White working-class Trump supporters believe the nation is in decline – the signs of this decline to them range from the outsourcing of jobs to places like Mexico and competition for work from “illegal foreigners” to a general belief that the “system” now puts the needs and interests of undeserving racial and ethnic minorities ahead of white people.

The world they believe they now face is unfamiliar, confusing, and unnerving.

In his dense but intellectually rewarding tome, Being and Nothing, Existentialist philosopher, Jean-Paul Sartre, gives us a way to think about what many working-class white Americans must be feeling. Sartre invites us to imagine standing alone in the park. In the park by ourselves, everything seems to fall into place around our point of view. Everything I see presents itself to me. But, then I notice someone else in the park moving closer and closer to me. Their presence is disorienting and unsettling to me. I begin to realize that this person is also arranging their own universe around themselves. As Sartre describes it, the green grass starts to turn toward the other person and I’m no longer the center of the universe. Indeed, some of my universe drains off of me into the other person's universe. I am now an object in their universe as they are now an object in mine.

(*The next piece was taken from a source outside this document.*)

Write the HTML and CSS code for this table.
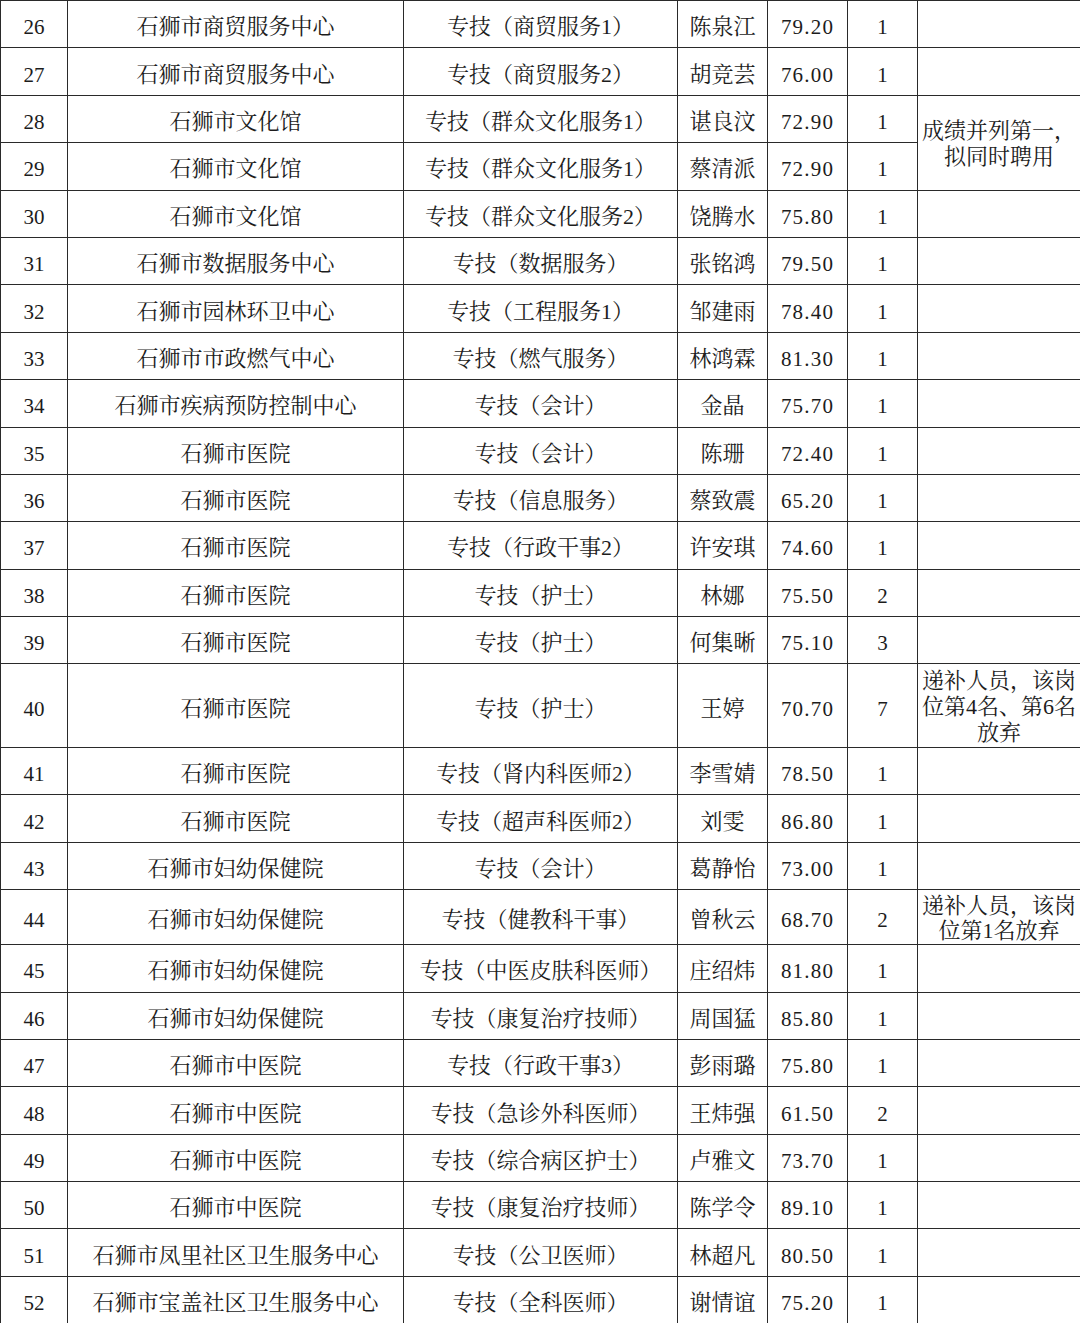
FILE: index.html
```html
<!DOCTYPE html>
<html lang="zh-CN">
<head>
<meta charset="utf-8">
<title>拟聘用人员名单</title>
<link rel="stylesheet" href="styles.css">
</head>
<body>
<table class="list">
<colgroup>
<col class="c-no"><col class="c-unit"><col class="c-post"><col class="c-name"><col class="c-score"><col class="c-rank"><col class="c-note">
</colgroup>
<tbody>
<tr><td class="num">26</td><td>石狮市商贸服务中心</td><td>专技（商贸服务1）</td><td>陈泉江</td><td class="score">79.20</td><td class="num">1</td><td></td></tr>
<tr><td class="num">27</td><td>石狮市商贸服务中心</td><td>专技（商贸服务2）</td><td>胡竞芸</td><td class="score">76.00</td><td class="num">1</td><td></td></tr>
<tr><td class="num">28</td><td>石狮市文化馆</td><td>专技（群众文化服务1）</td><td>谌良汶</td><td class="score">72.90</td><td class="num">1</td><td class="note" rowspan="2">成绩并列第一，拟同时聘用</td></tr>
<tr><td class="num">29</td><td>石狮市文化馆</td><td>专技（群众文化服务1）</td><td>蔡清派</td><td class="score">72.90</td><td class="num">1</td></tr>
<tr><td class="num">30</td><td>石狮市文化馆</td><td>专技（群众文化服务2）</td><td>饶腾水</td><td class="score">75.80</td><td class="num">1</td><td></td></tr>
<tr><td class="num">31</td><td>石狮市数据服务中心</td><td>专技（数据服务）</td><td>张铭鸿</td><td class="score">79.50</td><td class="num">1</td><td></td></tr>
<tr><td class="num">32</td><td>石狮市园林环卫中心</td><td>专技（工程服务1）</td><td>邹建雨</td><td class="score">78.40</td><td class="num">1</td><td></td></tr>
<tr><td class="num">33</td><td>石狮市市政燃气中心</td><td>专技（燃气服务）</td><td>林鸿霖</td><td class="score">81.30</td><td class="num">1</td><td></td></tr>
<tr><td class="num">34</td><td>石狮市疾病预防控制中心</td><td>专技（会计）</td><td>金晶</td><td class="score">75.70</td><td class="num">1</td><td></td></tr>
<tr><td class="num">35</td><td>石狮市医院</td><td>专技（会计）</td><td>陈珊</td><td class="score">72.40</td><td class="num">1</td><td></td></tr>
<tr><td class="num">36</td><td>石狮市医院</td><td>专技（信息服务）</td><td>蔡致震</td><td class="score">65.20</td><td class="num">1</td><td></td></tr>
<tr><td class="num">37</td><td>石狮市医院</td><td>专技（行政干事2）</td><td>许安琪</td><td class="score">74.60</td><td class="num">1</td><td></td></tr>
<tr><td class="num">38</td><td>石狮市医院</td><td>专技（护士）</td><td>林娜</td><td class="score">75.50</td><td class="num">2</td><td></td></tr>
<tr><td class="num">39</td><td>石狮市医院</td><td>专技（护士）</td><td>何集晰</td><td class="score">75.10</td><td class="num">3</td><td></td></tr>
<tr class="tall3"><td class="num">40</td><td>石狮市医院</td><td>专技（护士）</td><td>王婷</td><td class="score">70.70</td><td class="num">7</td><td class="note">递补人员，该岗位第4名、第6名放弃</td></tr>
<tr><td class="num">41</td><td>石狮市医院</td><td>专技（肾内科医师2）</td><td>李雪婧</td><td class="score">78.50</td><td class="num">1</td><td></td></tr>
<tr><td class="num">42</td><td>石狮市医院</td><td>专技（超声科医师2）</td><td>刘雯</td><td class="score">86.80</td><td class="num">1</td><td></td></tr>
<tr><td class="num">43</td><td>石狮市妇幼保健院</td><td>专技（会计）</td><td>葛静怡</td><td class="score">73.00</td><td class="num">1</td><td></td></tr>
<tr class="tall2"><td class="num">44</td><td>石狮市妇幼保健院</td><td>专技（健教科干事）</td><td>曾秋云</td><td class="score">68.70</td><td class="num">2</td><td class="note note-tight">递补人员，该岗位第1名放弃</td></tr>
<tr><td class="num">45</td><td>石狮市妇幼保健院</td><td>专技（中医皮肤科医师）</td><td>庄绍炜</td><td class="score">81.80</td><td class="num">1</td><td></td></tr>
<tr><td class="num">46</td><td>石狮市妇幼保健院</td><td>专技（康复治疗技师）</td><td>周国猛</td><td class="score">85.80</td><td class="num">1</td><td></td></tr>
<tr><td class="num">47</td><td>石狮市中医院</td><td>专技（行政干事3）</td><td>彭雨璐</td><td class="score">75.80</td><td class="num">1</td><td></td></tr>
<tr><td class="num">48</td><td>石狮市中医院</td><td>专技（急诊外科医师）</td><td>王炜强</td><td class="score">61.50</td><td class="num">2</td><td></td></tr>
<tr><td class="num">49</td><td>石狮市中医院</td><td>专技（综合病区护士）</td><td>卢雅文</td><td class="score">73.70</td><td class="num">1</td><td></td></tr>
<tr><td class="num">50</td><td>石狮市中医院</td><td>专技（康复治疗技师）</td><td>陈学令</td><td class="score">89.10</td><td class="num">1</td><td></td></tr>
<tr><td class="num">51</td><td>石狮市凤里社区卫生服务中心</td><td>专技（公卫医师）</td><td>林超凡</td><td class="score">80.50</td><td class="num">1</td><td></td></tr>
<tr><td class="num">52</td><td>石狮市宝盖社区卫生服务中心</td><td>专技（全科医师）</td><td>谢情谊</td><td class="score">75.20</td><td class="num">1</td><td></td></tr>
</tbody>
</table>
</body>
</html>
```

FILE: styles.css
```css
html, body {
  margin: 0;
  padding: 0;
  background: #ffffff;
}

body {
  width: 1080px;
  height: 1323px;
  overflow: hidden;
  font-family: "Liberation Serif", "Noto Serif CJK SC", "Noto Sans CJK SC", serif;
  color: #1c1c1c;
}

.list {
  width: 1080px;
  table-layout: fixed;
  border-collapse: collapse;
  font-size: 22px;
  text-spacing-trim: space-all;
}

.c-no { width: 67px; }
.c-unit { width: 336px; }
.c-post { width: 274px; }
.c-name { width: 90px; }
.c-score { width: 80px; }
.c-rank { width: 70px; }
.c-note { width: 163px; }

.list tr {
  height: 47.4px;
}

.list tr.tall3 {
  height: 83.5px;
}

.list tr.tall2 {
  height: 55px;
}

.list td {
  border: 1px solid #2a2a2a;
  padding: 6px 0 0 0;
  text-align: center;
  vertical-align: middle;
  line-height: 26px;
  white-space: nowrap;
}

.list td.num {
  font-size: 21px;
}

.list td.score {
  font-size: 21px;
  letter-spacing: 1.2px;
}

.list td.note {
  white-space: normal;
  font-size: 22px;
  padding: 3px 2px 0 2px;
  line-height: 26px;
}

.list td.note-tight {
  padding-top: 2px;
  line-height: 25px;
}
```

Working-class white America is being forced to share the universe and they are kicking and screaming about it.

Trump and his supporters like to wear hats at his rallies that say “Make America Great Again.” If you are a white American, you might imagine that was a time when the universe was reserved for hard-working people like them, folks who had good–paying jobs that allowed you to afford a house in the suburbs with green lawns, weekend barbecues, low crime rates, great schools, neighbors that went to church with you every Sunday, shared your small-town values, and looked just like you.

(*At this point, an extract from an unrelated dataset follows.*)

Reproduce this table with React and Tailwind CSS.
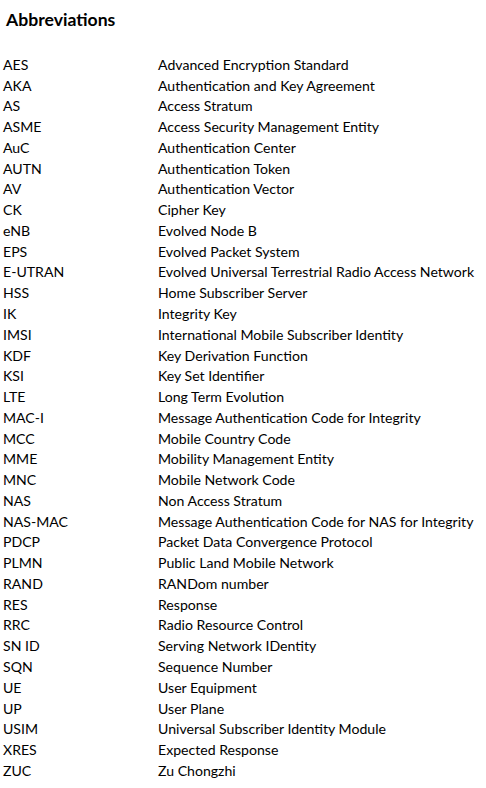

Of course, if you are a black person in America, there is no mythic past, that is, a time when American was great. In the past, there was slavery, segregation, lynchings, rapes, disenfranchisement, ghettos, cross-burnings, Klu Klux Klan, convict leasing system, share-cropping, and police and mob violence.

Human existence has always been about "transcendence" or "going beyond." That requires imagination. Working-class white Americans that follow Trump believe the opposite: they think the nation is in decline and are incapable of imagining what comes next. But, America can't backwards. The only way is forward.

Comments

Great post. I like the Sartre connection! Yes, there are two visions of America -- the nativist white nostalgia for better days and the black vision of Jim Crow days. Yet this white nativist vision of the past is not only one-sided, but a fantasy. The 60s was a time of rising divorce rates and war, the 70s were a time of stagflation brought on by the oil embargo, the collapse of the car industry, and the rise of Japan. Working class white America has been in trouble for decades. Trump supporters have nostalgia for a time that never existed.